Tomó un cuidado muy especial de los judíos, procurando convencerlos de que era ya venido el Mesías que ellos esperaban, que habían pasado ya las figuras y venido la realidad, que en ellas se figuraba: hasta que después de veintitrés años de un pontificado no menos ilustre que trabajoso, pasó al eterno descanso.

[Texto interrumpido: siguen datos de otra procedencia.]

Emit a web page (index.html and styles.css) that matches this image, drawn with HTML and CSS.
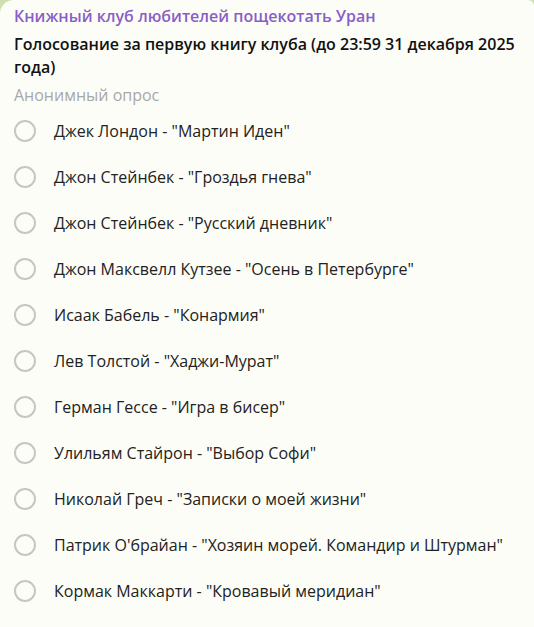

Reflexión: ¡Qué rayos tan claros de virtud y saber no derramó san Silvestre desde el alto puesto del pontificado! Porque, aunque es verdad que la luz alumbra siempre, se derrama más su resplandor cuando se la coloca sobre el candelero. Muy cierto es también que los elevados puestos no hacen grandes a los pontífices, ni las acciones más brillantes son las que forman los más grandes santos. ¡Infelices de la mayor parte de los hombres si así fuese! No pudiendo llegar a elevadas dignidades, te quedarías también con una santidad muy mediana. Pero consistiendo esta como consiste en el exacto cumplimiento de sus deberes, y en el sacrificio y abnegación de tus gustos, están, puede decirse, en tu mano los grados de santidad a que quieras subir. A mayor fidelidad en el cumplimiento de tus deberes, a mayor abnegación, corresponde mayor santidad.
Oración: Concédenos, te rogamos, oh Dios todopoderoso, que la venerada solemnidad de tu confesor y pontífice el bienaventurado san Silvestre, aumente nuestra devoción y nuestros merecimientos. Por Jesucristo, nuestro Señor. Amén.